"Czy rzeczywiście istniał układ powiązań między biznesem a polityką, i czy istniał układ, w którym można było <kręcić lody> na służbie zdrowia?" - pytał dziś poseł PO, Sebastian Karpiniuk.
Senator Tomasz Misiak grzmiał natomiast, że poprzedni rząd nie zrobił nic, by poprawić sytuację, a nawet "próbował przeprowadzić eutanazję na służbie zdrowia".
"Mówimy tutaj o bardzo wysokich zadłużeniach, potwornych problemach, które wracają, oraz o tym, że mnóstwo dziwnych instytucji, firm, komorników, zaczęło żyć z problemów służby zdrowia" - mówił senator Misiak.
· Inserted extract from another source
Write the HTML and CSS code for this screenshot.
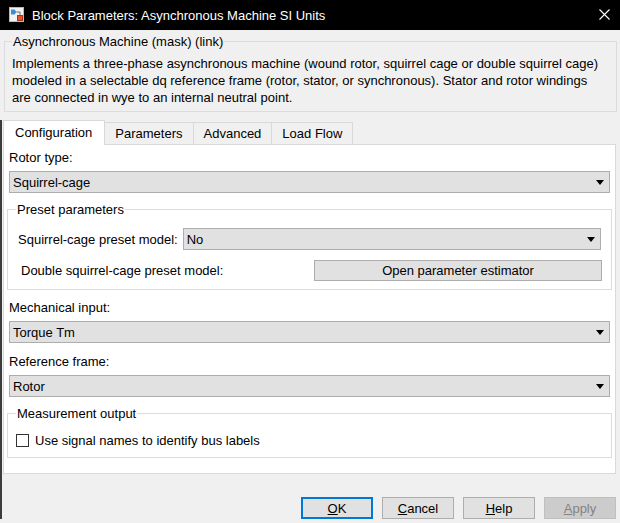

I dlatego - zdaniem posłów PO - sprawę powinno wyjaśnić CBA.
Dzisiejsza "Polityka" napisała, że prawnicy ze znanej sopockiej kancelarii - prywatnie przyjaciele prezydenta Lecha Kaczyńskiego - byli anonimowo właścicielami największej w Polsce firmy handlującej długami placówek służby zdrowia.
Według tygodnika, jeden z prawników pełnił funkcję doradcy ministra zdrowia do spraw oddłużenia szpitali, drugi zasiadał we władzach banku, który dawał pieniądze na zakup długów.
Informacji o kondycji finansowej poszczególnych placówek miały dostarczać firmy związane z wysoko postawionymi urzędnikami resortu zdrowia, odpowiadającymi za restrukturyzację szpitali.
"W ogóle nie miałem o tym zielonego pojęcia i to traktuję jako kolejne pomówienie" - skomentował sprawę prezydent Lech Kaczyński. "<Polityka> prowadzi akcję, to jest bez przerwy ta sama osoba - wiem skądinąd z kim związana - która prowadzi akcję na zasadzie, że ja o tej sprawie nie mam najzieleńszego pojęcia, a jest mi przypisywane" - powiedział Lech Kaczyński.
"Ja rozumiem, że dla niektórych moja osoba, szczególnie jako prezydenta RP, to fakt nie tyle trudny do zrozumienia, ale niemożliwy do zaakceptowania. Ja bym jednak apelował, żeby już tak brudnymi metodami się nie posługiwać" - powiedziała głowa państwa.